During court proceedings he appeared undeterred as he stared at the magistrate. The magistrate, in some instances, had to quieten down the gallery when Ndaba’s defence read his affidavit.
Before the court went into recess, Ndaba raised a clenched fist and mumbled a few words to his supporters.
During the bail application, it emerged that Ndaba, sometimes referred to as “The General”, was in fact a former military private who served prison time for murder.
He joined the then South African Defence Force (SADF) in 1991.
He was stationed at 115 South African Infantry Battalion in Pretoria.
In 1992, he underwent basic military training and was appointed in the SADF in the rank of a private.
“The SANDF unequivocally wishes to state that the suspect was never at any stage during his short military career appointed in a rank of either an officer nor a general officer,” said the SANDF.
The court proceedings were a tug of war between the State and defence when affidavits were read out. Arguments for and against Ndaba lasted several hours.
State prosecutor Ronnie Sibanda maintained that Ndaba faced serious charges and was a flight risk, while his defence portrayed him as a victim who was also not well.
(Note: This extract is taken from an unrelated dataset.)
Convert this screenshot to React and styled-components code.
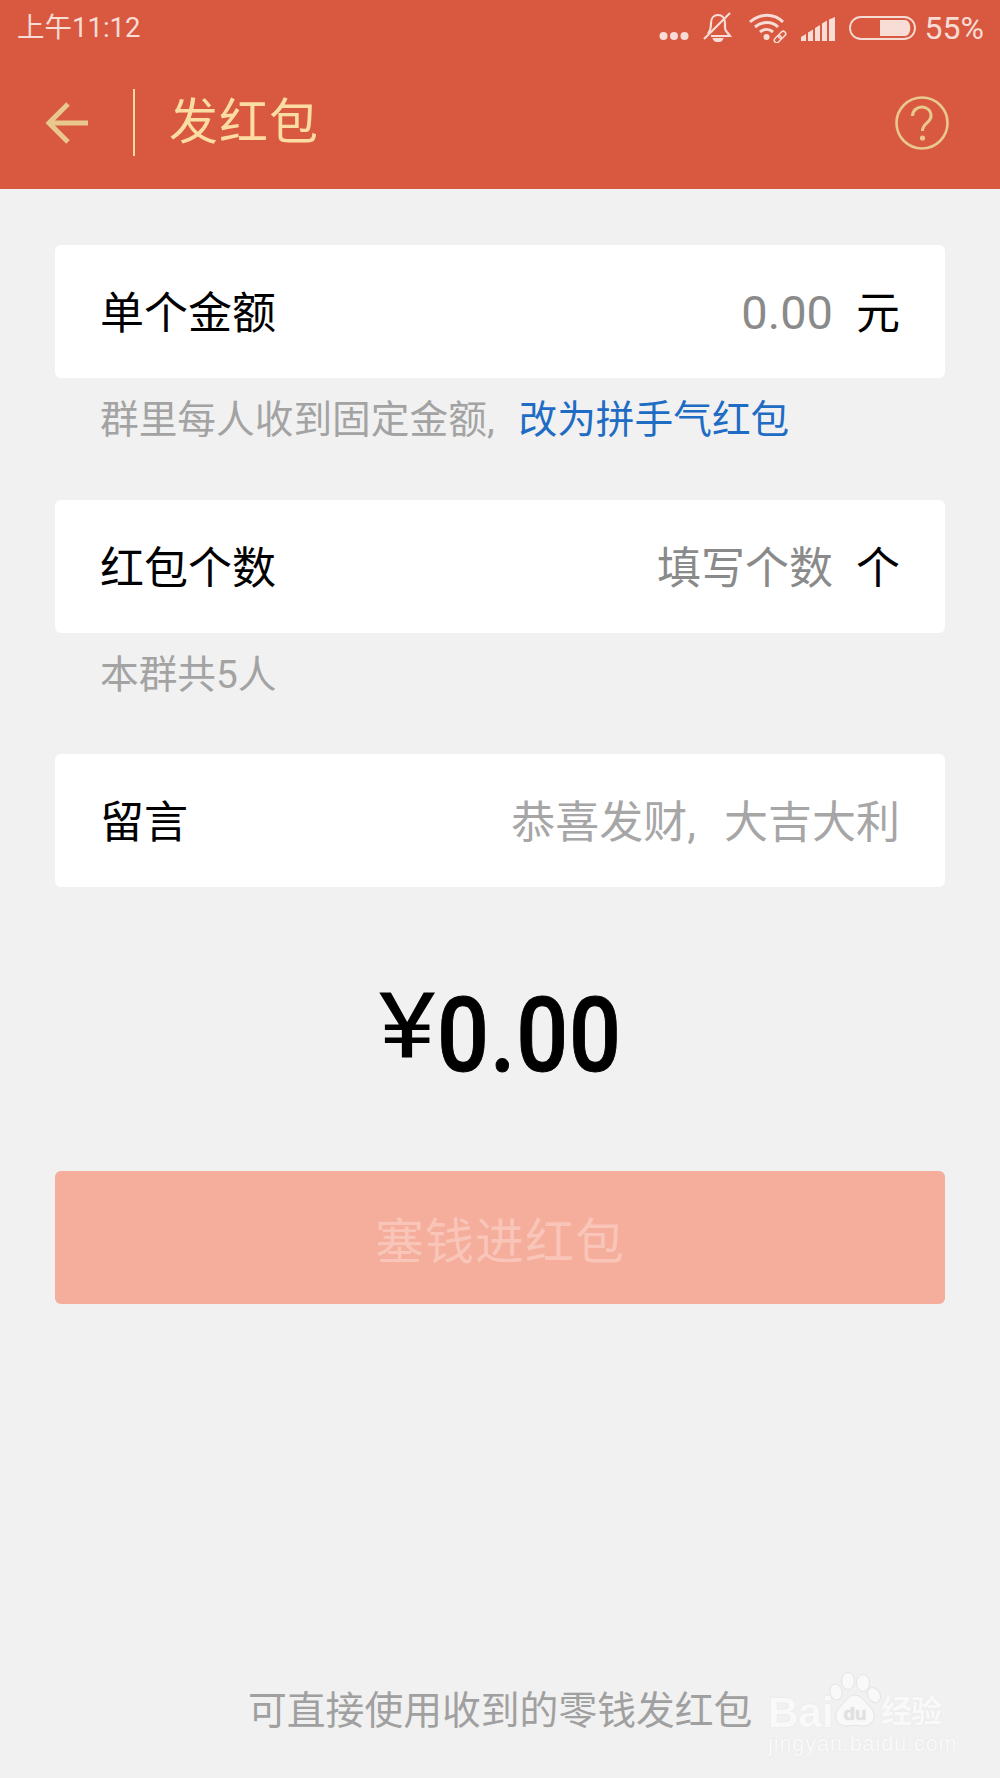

“Ndaba has friends in neighbouring countries like Namibia, and this makes him a flight risk,” said Sibanda.
His defence team, led by advocate Jurg Prinsloo, argued that he was sickly and needed proper healthcare, which could not be found in custody. He said his client suffered from severe diabetes.
In addition, Ndaba’s defence argued that he wasn’t a flight risk because he didn’t have a passport and all his assets were in the country.
SUPPORT: Petrus “The General” Ndaba in the dock at the Pretoria North Magistrate’s Court during his bail application.